As a care partner, you learn to modify and adapt. For example, this last year we moved his tax preparation, accounting services and financial advisory business to a home office after his PD worsened.
Weekly exercise became the top of our agenda with YMCA PD Spinning, Rock Steady Boxing, Tai Chi, PT, OT and walking. We mastered walking sticks and walkers to push forward. We were always looking for something new to try.
PD drugs started to buck Gerard. The last 2 years he had more off times than on times. Adjusting Carbidopa-levodopa dosages was unsuccessful. Some days he would take 12 – 14 pills in a 24-hour span.

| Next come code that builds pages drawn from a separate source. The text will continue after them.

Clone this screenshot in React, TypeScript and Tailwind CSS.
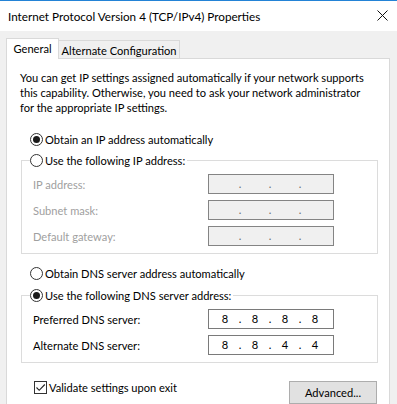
import { Fragment } from 'react'

const FONT = "font-['Lato','Liberation_Sans',sans-serif]"

function Radio({ checked }: { checked?: boolean }) {
  return (
    <span className="flex h-[13px] w-[13px] shrink-0 items-center justify-center rounded-full border border-[#333333] bg-white">
      {checked && <span className="h-[7px] w-[7px] rounded-full bg-[#1a1a1a]" />}
    </span>
  )
}

function IpBox({ value, disabled }: { value?: string[]; disabled?: boolean }) {
  const parts = value ?? ['', '', '', '']
  return (
    <div
      className={`flex h-[20px] w-[126px] items-center border pl-[3px] leading-[18px] ${
        disabled ? 'border-[#848484] bg-[#f0f0f0] text-[#6d6d6d]' : 'border-[#7a7a7a] bg-white text-black'
      }`}
    >
      {parts.map((p, i) => (
        <Fragment key={i}>
          <span className="w-[26px] text-center">{p}</span>
          {i < 3 && <span className="w-[4px] text-center">.</span>}
        </Fragment>
      ))}
    </div>
  )
}

function Field({ label, value, disabled }: { label: string; value?: string[]; disabled?: boolean }) {
  return (
    <div className="flex h-[20px] items-center">
      <span className={`w-[175px] leading-[15px] ${disabled ? 'text-[#a0a0a0]' : 'text-black'}`}>{label}</span>
      <IpBox value={value} disabled={disabled} />
    </div>
  )
}

function RadioRow({ label, checked }: { label: string; checked?: boolean }) {
  return (
    <div className="flex h-[16px] items-center gap-[2px]">
      <Radio checked={checked} />
      <span className="whitespace-nowrap leading-[15px]">{label}</span>
    </div>
  )
}

export default function App() {
  return (
    <div className={`h-[404px] w-[397px] overflow-hidden bg-[#f0f0f0] text-[11.1px] text-black ${FONT}`}>
      {/* Title bar */}
      <div className="flex h-[31px] items-center justify-between border-t border-[#2383d6] bg-white pl-[8px] pr-[9px]">
        <span className="text-[11.7px] leading-[15px]">Internet Protocol Version 4 (TCP/IPv4) Properties</span>
        <svg width="11" height="11" viewBox="0 0 11 11" className="mb-px">
          <path d="M0.5 0.5 L10.5 10.5 M10.5 0.5 L0.5 10.5" stroke="#111" strokeWidth="1" fill="none" />
        </svg>
      </div>

      {/* Tabs */}
      <div className="relative z-10 -mb-px mt-[7px] flex h-[21px] items-start pl-[6px]">
        <div className="flex h-[21px] w-[53px] items-start justify-center whitespace-nowrap border-l border-r border-t border-[#d9d9d9] bg-white pt-[2px] leading-[15px]">
          General
        </div>
        <div className="mt-[2px] flex h-[18px] w-[121px] items-center justify-center whitespace-nowrap border-r border-t border-[#d9d9d9] bg-[#f0f0f0] pt-px leading-[15px]">
          Alternate Configuration
        </div>
      </div>

      {/* Panel */}
      <div className="ml-[6px] h-[360px] w-[384px] border border-[#d9d9d9] bg-white pl-[13px] pr-[11px] pt-[11px]">
        <p className="whitespace-nowrap leading-[15px]">
          You can get IP settings assigned automatically if your network supports
          <br />
          this capability. Otherwise, you need to ask your network administrator
          <br />
          for the appropriate IP settings.
        </p>

        <div className="mt-[16px] pl-[10px]">
          <RadioRow label="Obtain an IP address automatically" checked />
        </div>

        <div className="ml-[1px] mt-[13px] w-[357px] border border-[#dcdcdc] pb-[7px] pl-[11px]">
          <div className="-ml-[3px] -mt-[9px] flex w-fit bg-white pr-[2px]">
            <RadioRow label="Use the following IP address:" />
          </div>
          <div className="mt-[6px] flex flex-col gap-[6px]">
            <Field label="IP address:" disabled />
            <Field label="Subnet mask:" disabled />
            <Field label="Default gateway:" disabled />
          </div>
        </div>

        <div className="mt-[11px] pl-[10px]">
          <RadioRow label="Obtain DNS server address automatically" />
        </div>

        <div className="ml-[1px] mt-[14px] w-[357px] border border-[#dcdcdc] pb-[7px] pl-[11px]">
          <div className="-ml-[3px] -mt-[9px] flex w-fit bg-white pr-[2px]">
            <RadioRow label="Use the following DNS server address:" checked />
          </div>
          <div className="mt-[6px] flex flex-col gap-[6px]">
            <Field label="Preferred DNS server:" value={['8', '8', '8', '8']} />
            <Field label="Alternate DNS server:" value={['8', '8', '4', '4']} />
          </div>
        </div>

        <div className="mt-[17px] flex items-start justify-between pr-px">
          <label className="ml-[14px] flex h-[15px] items-center gap-[2px]">
            <span className="flex h-[13px] w-[13px] items-center justify-center border border-[#333333] bg-white">
              <svg width="11" height="11" viewBox="0 0 11 11">
                <path d="M1.5 5.5 L4.2 8.3 L9.8 2.5" stroke="#222" strokeWidth="1.1" fill="none" />
              </svg>
            </span>
            <span className="whitespace-nowrap leading-[15px]">Validate settings upon exit</span>
          </label>
          <button className="mt-px flex h-[23px] w-[88px] items-center justify-center border border-[#adadad] bg-[#e1e1e1] leading-[15px]">
            Advanced...
          </button>
        </div>
      </div>
    </div>
  )
}
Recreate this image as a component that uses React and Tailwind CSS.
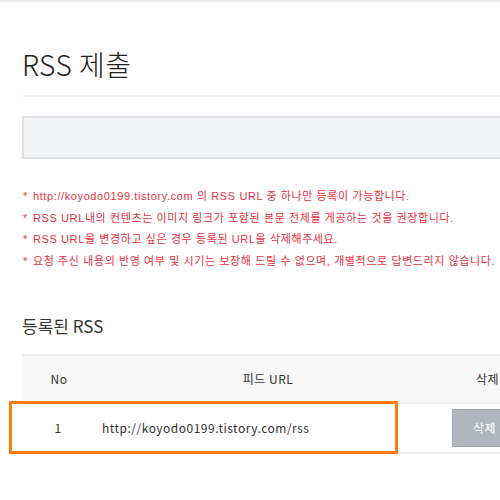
export default function App() {
  const notes = [
    "http://koyodo0199.tistory.com 의 RSS URL 중 하나만 등록이 가능합니다.",
    "RSS URL내의 컨텐츠는 이미지 링크가 포함된 본문 전체를 게공하는 것을 권장합니다.",
    "RSS URL을 변경하고 싶은 경우 등록된 URL을 삭제해주세요.",
    "요청 주신 내용의 반영 여부 및 시기는 보장해 드릴 수 없으며, 개별적으로 답변드리지 않습니다.",
  ];
  return (
    <div
      className="w-[500px] h-[500px] overflow-hidden bg-white relative"
      style={{ fontFamily: '"Noto Sans CJK KR", "Noto Sans", sans-serif' }}
    >
      <div className="h-[2px] bg-[#e9e9e9]" />
      <div className="pl-[22px] w-[560px]">
        <h1 className="pt-[42px] h-[93px] text-[28px] font-light text-[#222] leading-[40px] tracking-[0.5px]">
          RSS 제출
        </h1>
        <div className="h-[2px] bg-[#f2f2f2]" />
        <div className="mt-[19px] h-[43px] bg-[#f3f4f6] border-2 border-[#dfe0e5] border-r-0" />
        <ul
          className="mt-[27px] text-[11px] text-[#e8323f] leading-[21.7px] tracking-[0.6px]"
          style={{ fontFamily: '"Liberation Sans", "Noto Sans CJK KR", sans-serif' }}
        >
          {notes.map((n, i) => (
            <li key={i} className="flex whitespace-nowrap">
              <span className="w-[11px] pl-[1px]">*</span>
              <span>{n}</span>
            </li>
          ))}
        </ul>
        <h2 className="mt-[41px] text-[17px] text-[#333] leading-[24px]">등록된 RSS</h2>
        <div className="mt-[16px] border-t-2 border-[#ececec]">
          <div className="flex h-[48px] items-center bg-[#f8f8f8] border-b-2 border-[#f0f0f0] text-[12px] text-[#333] tracking-[0.5px]">
            <div className="w-[74px] text-center">No</div>
            <div className="w-[344px] text-center">피드 URL</div>
            <div className="w-[75px] pl-[20px] text-center">삭제</div>
          </div>
          <div className="flex h-[50px] items-center border-b-2 border-[#f0f0f0] text-[12px] text-[#333] tracking-[0.5px]">
            <div className="w-[72px] text-center">1</div>
            <div className="w-[358px] pl-[8px]">http://koyodo0199.tistory.com/rss</div>
            <button className="h-[38px] w-[80px] bg-[#aeb6bf] border border-[#9ea6b0] text-white text-[12px] text-left pl-[20px]">
              삭제
            </button>
          </div>
        </div>
      </div>
      <div className="absolute left-[9px] top-[401px] w-[389px] h-[53px] border-[3px] border-[#ff7c0a]" />
    </div>
  );
}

Then in May 2014, his immune system went wacky. Gerard’s platelet count dove to dangerous levels. In December 2016, Gerard was diagnosed with Bullous pemphigoid Disease, an autoimmune skin disorder.
Words I leave for Parkies and their care community: Get PREPARED! PD is an ugly, malicious, humbling disease that causes other health issues and life trials. Whether you accept it or not, realize it or not, death is inevitable and one day it will knock.
Everyone needs to start assembling their team of doctors, creating a palliative action plan and finalizing an end of life care plan. Get all your documents in order: (medical, estate, will, wishes, organ donations, etc.). You never know when it’s going to be your last breath.
No matter what stage of PD you are in……Please….. Please make every day the best gift you have. Create memories because time is precious!
Please take the time to live, love and laugh as if today is your last. Don’t assume anything. Someone else higher up is in charge and has the master plan.